If you have a laptop, try hard resetting it by following the steps below.

  1. Shut down the computer.
  2. Once the laptop is off, disconnect the AC adapter (power) and remove the battery.
  1. After removing the battery and disconnecting the power cord, leave the computer off for 30 seconds. While off press and hold the power button in 5-10 second intervals.
  2. After 30 seconds, put the battery back in the computer and connect the power cord.
  3. Turn on the laptop and as the computer is booting, enter CMOS setup.
  1. In CMOS setup, reset the CMOS settings to the default settings, Save the settings, and then exit the setup.

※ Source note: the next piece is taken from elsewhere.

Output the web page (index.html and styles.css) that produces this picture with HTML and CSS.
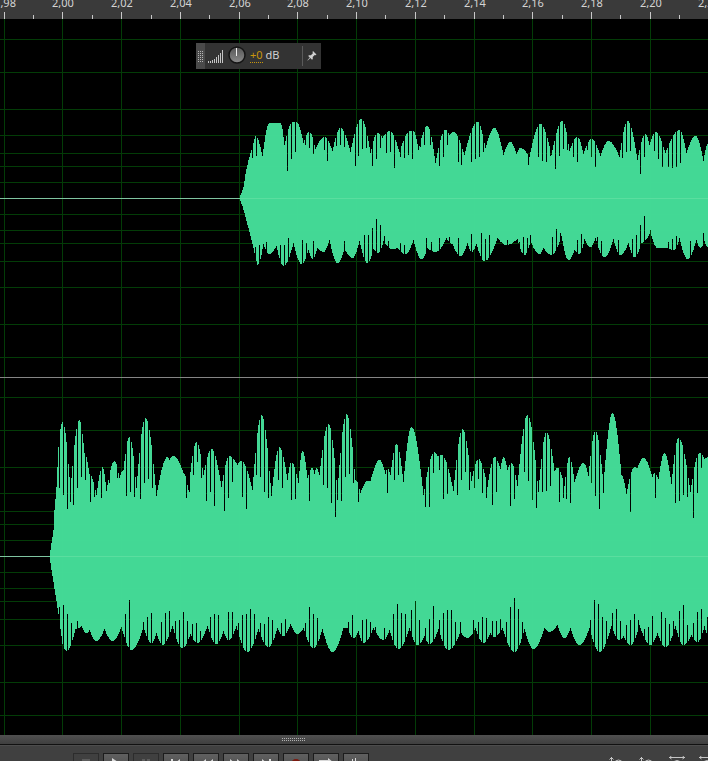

If your Wi-Fi still does not work, try removing the Wi-Fi adapter from the Device Manager, and reboot your laptop to see if Windows detects the Wi-Fi adapter again.

Upgrade router firmware

If you have never had success with the computer connecting to the router, try upgrading the router's firmware.

Operating system corruption

If, after trying all of the above steps your Wi-Fi connection still doesn't work, the issue may be related to file corruption in the operating system. As a last resort, to help verify if you have bad hardware, we suggest erasing everything and reinstalling your operating system. Doing so may verify everything is clean on the computer and no problems exist.

Bad hardware

If, after trying all previous suggestions you still have not been able to get the Wi-Fi connection to work, the Wi-Fi adapter or related hardware is defective. If you have a desktop with Wi-Fi built into the motherboard (onboard), check any antenna cable and if okay, have the motherboard replaced. If you have a laptop, we suggest having the laptop serviced.

If the Wi-Fi doesn't work for multiple devices and you've done all of the above steps, it's a router problem and needs to be replaced.


If replacing hardware is not in your budget or you need a quicker solution, a workaround would be to connect a USB (universal serial bus) network adapter to the computer. These adapters are relatively cheap and can be installed quickly into the computer assuming nothing else is wrong with the computer.